S’adonner à l’écriture expressive est se donner la possibilité de déraciner d’anciennes douleurs pour nous aider à en guérir.
Première partie
Si l’aspect thérapeutique de l’écriture n’est pas une découverte, celles et ceux couchant sur le papier des émotions inspirées par leur vécu ignorent parfois comment une approche scientifique des textes produits pourrait les aider. Pourtant, la naissance de l’écriture expressive dont cet article va traiter ne date pas d’hier. Le recul d’une quarantaine d’années qu’on a sur cette pratique et ses évolutions méritait bien de porter un regard attentif sur une méthode d’écriture pas comme les autres et les possibilités de panser nos blessures qu’elle offre…
La mise à distance de la souffrance
Le jardinage mémoriel
Écrire sur ce que l’on ressent quand on fait soi-même partie de ce qui nourrit notre discours est un pas quelquefois difficile à franchir. Même en convoquant Sénèque pour dire avec lui que ce n’est pas parce que les choses sont compliquées que nous n’osons pas, mais que la difficulté réside dans le fait de ne pas oser, force est de constater que ce gars-là n’a jamais eu un Rubik’s cube entre les doigts. Plus sérieusement, il arrive tout bêtement qu’on ne sache pas comment articuler notre propos, car ses rouages sont trop acérés quand on souhaite l’extirper de notre esprit sans causer des écorchures à une plaie plus ou moins consciemment ouverte.

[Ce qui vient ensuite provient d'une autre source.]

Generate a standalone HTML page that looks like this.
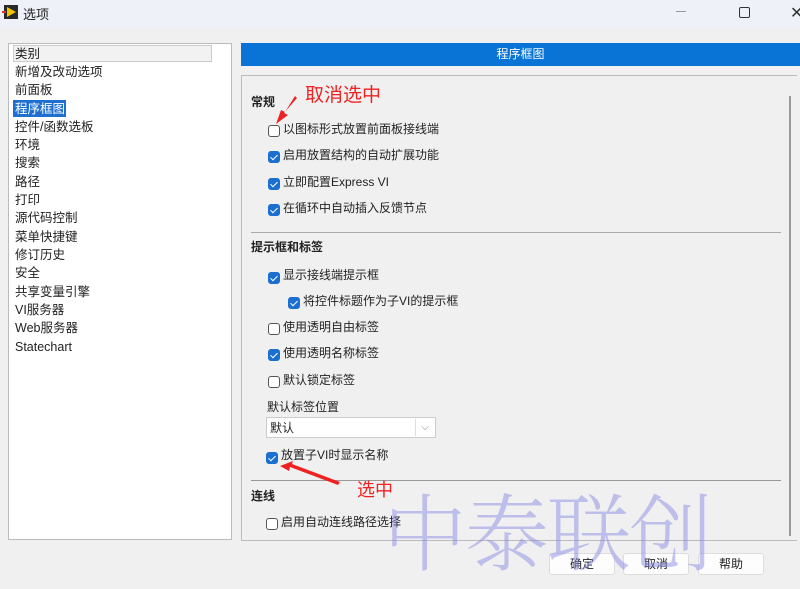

Un coup de bèche dans le passé
Ainsi, certains de nos souvenirs viennent docilement à nous alors qu’on doit durement s’employer pour en arracher d’autres de la terre sèche de notre mémoire. Pas parce qu’on perd la boule. Parce qu’ils nous font souffrir. Et qu’il nous semble que plus rien de fertile ne saurait sortir d’un sol où a enterré une émotion dont on serait prêt à jurer que ses racines sont brûlées à jamais. Que remuer le passé serait une perte de temps par l’effort que cela implique et la déchirure morale que cela nous procurera inévitablement. On en est même si sûr qu’on ne s’y risquera pas. Ce pourrait bien être dangereux pour notre équilibre mental. Vraiment ? Rien n’est moins certain, quand la marche à suivre est adaptée à ce que l’on veut fuir, comme à ce que l’on désire atteindre…
Recréer, pas revivre
On pense parfois que réécrire un moment nous ayant meurtri au plus profond de notre être revient à le revivre. À le figer sur le papier pour toujours, renforçant le carcan dans lequel on imagine le conserver intact pour notre plus grande affliction. Or, l’écriture expressive permet non pas de modeler sans cesse la même pâte pour aboutir au même résultat, mais bien de procéder à une recréation de l’événement ayant provoqué une peine ou une épreuve pouvant aller jusqu’au traumatisme. Recréer une situation à l’origine de nos tourments est un processus permettant d’en atténuer ses aspects les plus choquants en instaurant une sorte de distance affective…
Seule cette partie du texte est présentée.